2 “Tr. 1” refers to volume 1 of the hearing transcript, and “Tr. 2” refers to volume 2.
3 Contrary to what is stated in the decision, the docket number for the Postal Service’s claim for reprocurement costs is PSBCA No. 6856.
4 It is not clear what H017 is, but it is the destination in all three contracts.
5 Ms. Tolliver’s first contract was the temporary service replacement contract, and her second contract was the regular service replacement contract.
6 Neither party provided the management instruction, but the contracts provided a web address where it could be located: http://about.usps.com/management-instructions/p441051.pdf. Also, Postal Service management instructions are regulatory to the extent they “state binding rules of future effect beyond those stated in other regulations of the Postal Service then in effect.” 39 C.F.R. § 211.2.
7 The Postal Service included Ms. Tolliver’s payments for May and all of June 2020 (Exhibit 17). We deducted the excess amounts.
8 Ms. Tolliver met the eligibility requirement for an economic adjustment under this management instruction, based on her submittal, before her contract awards, of a completed PS Form 7468-A, Highway Transportation Contract Bid or Renewal Worksheet. (Postal Service Management Instruction PM-4.4.1-2005-1 at 4; Exhibit 14 at 201; Exhibit 16 at 324). Further, the Postal Service did not contend that there was any other management instruction governing adjustments to Ms. Tolliver’s contracts.

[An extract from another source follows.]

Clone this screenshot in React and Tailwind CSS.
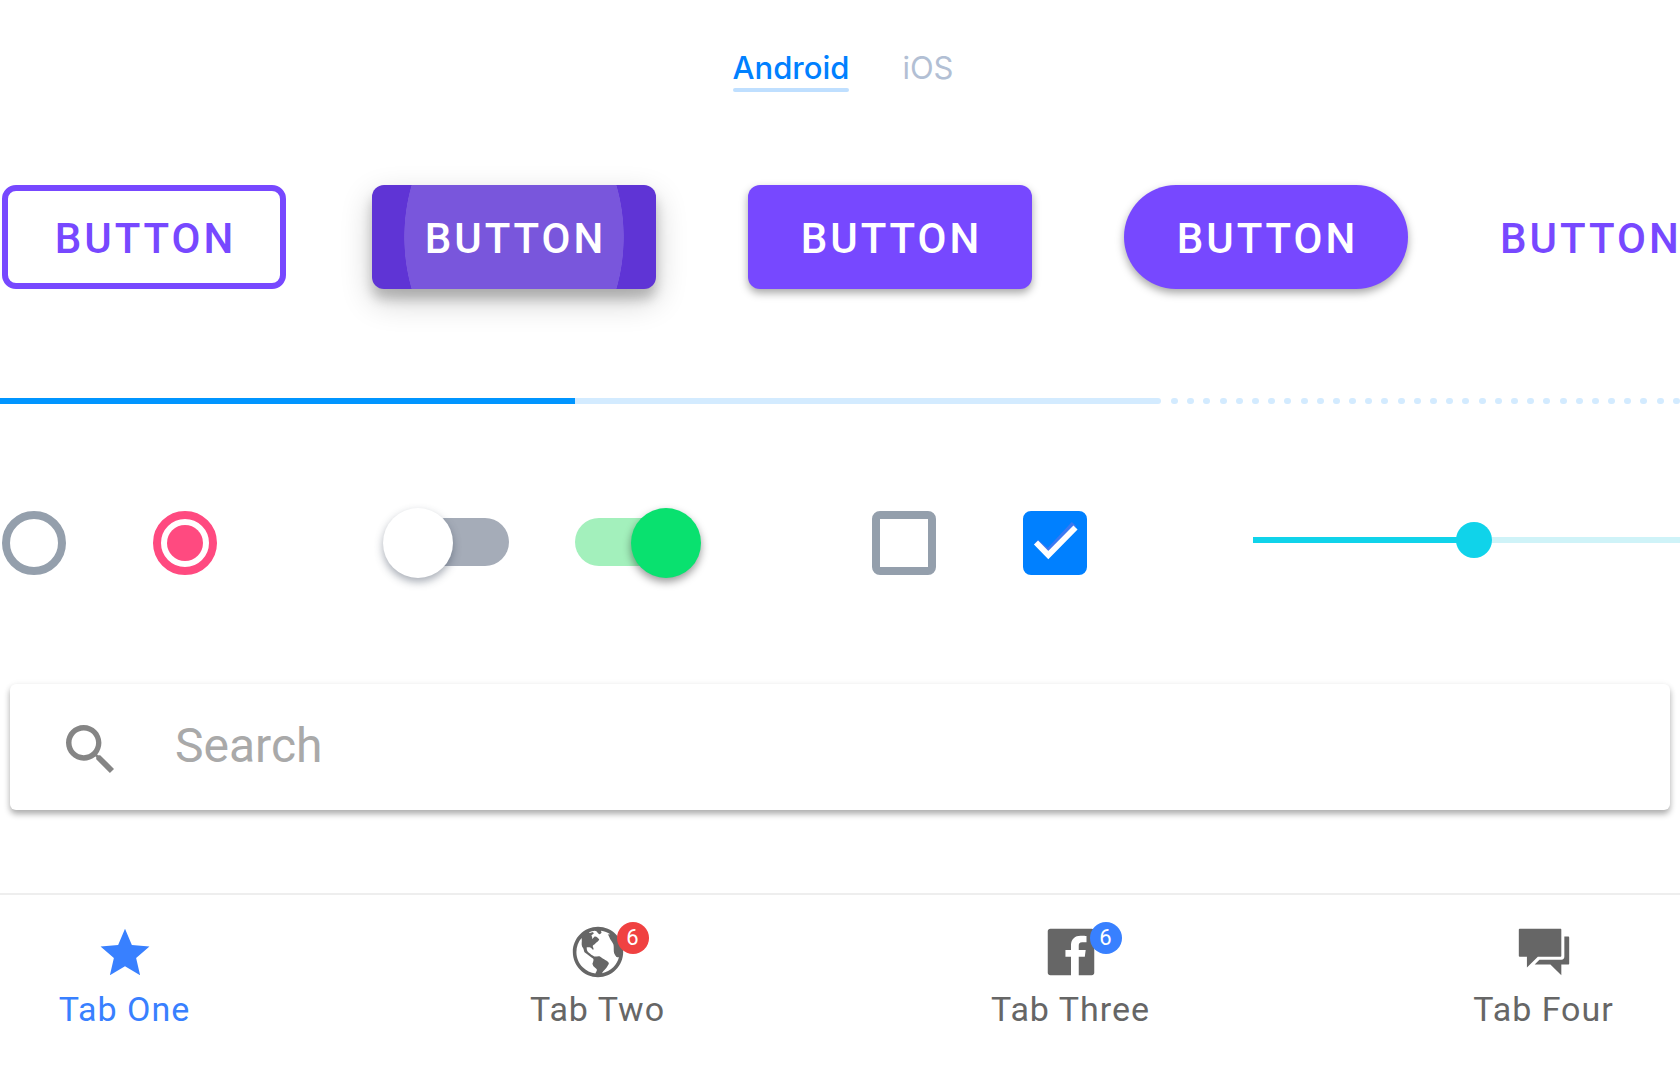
import React, { useState } from 'react';
import { IoLogoFacebook, IoMdChatboxes, IoMdGlobe, IoMdSearch, IoMdStar } from 'react-icons/io';

const platforms = [
    { id: 'android', label: 'Android' },
    { id: 'ios', label: 'iOS' },
];

const tabs = [
    { id: 'one', label: 'Tab One', Icon: IoMdStar },
    { id: 'two', label: 'Tab Two', Icon: IoMdGlobe, badge: 6, badgeColor: 'bg-[#f04141]' },
    { id: 'three', label: 'Tab Three', Icon: IoLogoFacebook, badge: 6, badgeColor: 'bg-[#3880ff]' },
    { id: 'four', label: 'Tab Four', Icon: IoMdChatboxes },
];

const buttonText = 'h-[104px] shrink-0 pt-1 text-[42px] font-medium leading-none tracking-[3px]';
const boxedButton = `${buttonText} w-[284px] pl-[3px]`;

const Radio = ({ label, value, checked, onChange }) => (
    <input
        type="radio"
        name="choice"
        aria-label={label}
        value={value}
        checked={checked}
        onChange={() => onChange(value)}
        className="grid size-16 shrink-0 appearance-none place-items-center rounded-full border-8 border-[#949fac] checked:border-[#ff4a80] before:size-9 before:rounded-full checked:before:bg-[#ff4a80]"
    />
);

const Switch = ({ label, defaultChecked }) => (
    <input
        type="checkbox"
        role="switch"
        aria-label={label}
        defaultChecked={defaultChecked}
        className="relative h-[70px] w-[126px] shrink-0 appearance-none before:absolute before:left-1.5 before:right-0 before:top-2.5 before:h-12 before:rounded-full before:bg-[#a5acb8] checked:before:left-0 checked:before:right-1.5 checked:before:bg-[#a3f0bc] after:absolute after:left-0 after:top-0 after:size-[70px] after:rounded-full after:bg-white after:shadow-[0_4px_8px_rgba(60,70,90,0.45)] checked:after:left-auto checked:after:right-0 checked:after:bg-[#09e16f] checked:after:shadow-[0_4px_8px_rgba(0,0,0,0.4)]"
    />
);

const Checkbox = ({ label, defaultChecked }) => (
    <div className="relative size-16 shrink-0">
        <input
            type="checkbox"
            aria-label={label}
            defaultChecked={defaultChecked}
            className="peer block size-16 appearance-none rounded-lg border-8 border-[#949fac] checked:border-[#0080ff] checked:bg-[#0080ff]"
        />
        <svg
            viewBox="0 0 64 64"
            fill="none"
            className="pointer-events-none absolute inset-0 hidden size-16 peer-checked:block"
        >
            <path d="M13 31L25 41L51 13" stroke="#3b78f2" strokeWidth="6" />
            <path d="M13 31.5L25.3 44L52.5 16.5" stroke="#fff" strokeWidth="5.8" />
        </svg>
    </div>
);

const App = () => {
    const [platform, setPlatform] = useState('android');
    const [choice, setChoice] = useState('b');
    const [level, setLevel] = useState(52);
    const [activeTab, setActiveTab] = useState('one');

    return (
        <div className="flex min-h-screen flex-col overflow-hidden bg-white font-[Roboto,sans-serif]">
            <div className="flex justify-center gap-[53px] pl-1.5 pt-12 font-[Inter,sans-serif] text-[31px] leading-10">
                {platforms.map((p) => (
                    <button
                        key={p.id}
                        type="button"
                        onClick={() => setPlatform(p.id)}
                        className={platform === p.id ? 'font-medium text-[#0080ff]' : 'text-[#b2bfd4]'}
                    >
                        {p.label}
                        <span className={`block h-1 rounded-full ${platform === p.id ? 'bg-[#bfdfff]' : ''}`} />
                    </button>
                ))}
            </div>

            <div className="mt-[93px] flex gap-[86px] pl-0.5">
                <button type="button" className={`${boxedButton} rounded-[14px] border-6 border-[#7748ff] text-[#7748ff]`}>
                    BUTTON
                </button>
                <div className="flex gap-[92px]">
                    <button
                        type="button"
                        className={`${boxedButton} rounded-xl bg-[#5f34d5] bg-[radial-gradient(110px_145px_at_center,#7956dc_99.5%,transparent_100%)] text-white shadow-[0_10px_12px_rgba(0,0,0,0.2),0_12px_32px_rgba(0,0,0,0.2)]`}
                    >
                        BUTTON
                    </button>
                    <button type="button" className={`${boxedButton} rounded-xl bg-[#7748ff] text-white shadow-[0_4px_8px_rgba(0,0,0,0.35)]`}>
                        BUTTON
                    </button>
                    <button type="button" className={`${boxedButton} rounded-full bg-[#7748ff] text-white shadow-[0_4px_8px_rgba(0,0,0,0.35)]`}>
                        BUTTON
                    </button>
                    <button type="button" className={`${buttonText} text-[#7748ff]`}>
                        BUTTON
                    </button>
                </div>
            </div>

            {/* played, buffered and still loading */}
            <div
                role="progressbar"
                aria-label="Progress"
                aria-valuenow={34}
                aria-valuemin={0}
                aria-valuemax={100}
                className="mt-[109px] grid grid-cols-[1161fr_519fr]"
            >
                <div className="h-1.5 overflow-hidden rounded-r-full bg-[#d3ebff]">
                    <div className="h-full bg-[#0095ff]" style={{ width: `${(575 / 1161) * 100}%` }} />
                </div>
                <div className="flex justify-between pl-2.5">
                    {Array.from({ length: 32 }, (_, i) => (
                        <span key={i} className="h-1.5 w-[7px] rounded-full bg-[#d3ebff]" />
                    ))}
                </div>
            </div>

            <div className="mt-[104px] flex items-center pl-0.5">
                <div className="flex gap-[87px]">
                    <Radio label="Option A" value="a" checked={choice === 'a'} onChange={setChoice} />
                    <Radio label="Option B" value="b" checked={choice === 'b'} onChange={setChoice} />
                </div>
                <div className="ml-[166px] flex gap-[66px]">
                    <Switch label="First switch" />
                    <Switch label="Second switch" defaultChecked />
                </div>
                <div className="ml-[171px] flex gap-[87px]">
                    <Checkbox label="First checkbox" />
                    <Checkbox label="Second checkbox" defaultChecked />
                </div>
                <input
                    type="range"
                    aria-label="Level"
                    min="0"
                    max="100"
                    value={level}
                    onChange={(e) => setLevel(Number(e.target.value))}
                    className="ml-[166px] mt-3.5 h-9 min-w-0 flex-1 appearance-none self-start bg-[length:100%_6px] bg-center bg-no-repeat [&::-webkit-slider-thumb]:size-9 [&::-webkit-slider-thumb]:appearance-none [&::-webkit-slider-thumb]:rounded-full [&::-webkit-slider-thumb]:bg-[#10d3ea]"
                    style={{ backgroundImage: `linear-gradient(to right, #10d3ea ${level}%, #cff3f8 ${level}%)` }}
                />
            </div>

            <label className="mx-2.5 mt-[106px] flex h-[126px] items-center gap-[53px] rounded-md bg-white pl-12 shadow-[0_4px_6px_rgba(0,0,0,0.32),0_0_8px_rgba(0,0,0,0.03)]">
                <IoMdSearch className="mt-1 size-16 shrink-0 text-[#858585]" />
                <input
                    type="search"
                    aria-label="Search"
                    placeholder="Search"
                    className="min-w-0 flex-1 pb-1 text-5xl text-[#333] outline-none placeholder:text-[#a9a9a9]"
                />
            </label>

            <nav className="mt-[83px] flex flex-1 justify-between border-t-2 border-[#eee] pl-1 pr-4 pt-[26px]">
                {tabs.map(({ id, label, Icon, badge, badgeColor }) => (
                    <button
                        key={id}
                        type="button"
                        onClick={() => setActiveTab(id)}
                        className={`flex w-[241px] flex-col items-center ${activeTab === id ? 'text-[#3880ff]' : 'text-[#666]'}`}
                    >
                        <span className="relative">
                            <Icon className="size-[62px]" />
                            {badge && (
                                <span className={`absolute -right-5 top-px grid size-8 place-items-center rounded-full text-[22px] leading-none text-white ${badgeColor}`}>
                                    {badge}
                                </span>
                            )}
                        </span>
                        <span className="mt-1.5 text-[34px] leading-10 tracking-[1px]">{label}</span>
                    </button>
                ))}
            </nav>
        </div>
    );
};

export default App;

9 For instance, the Postal Service could have increased Ms. Tolliver’s annual rate because she replaced a vehicle under nine years old.
10 The Postal Service did not argue that the burden of proof on damages was ever shifted to Ms. Pugliese, and it was not. See Datronics Eng’rs, Inc., 190 Ct. Cl. at 209 (finding that the burden on mitigation of reprocurement costs was not shifted to the terminated contractor). The Postal Service simply failed to meet its initial burden.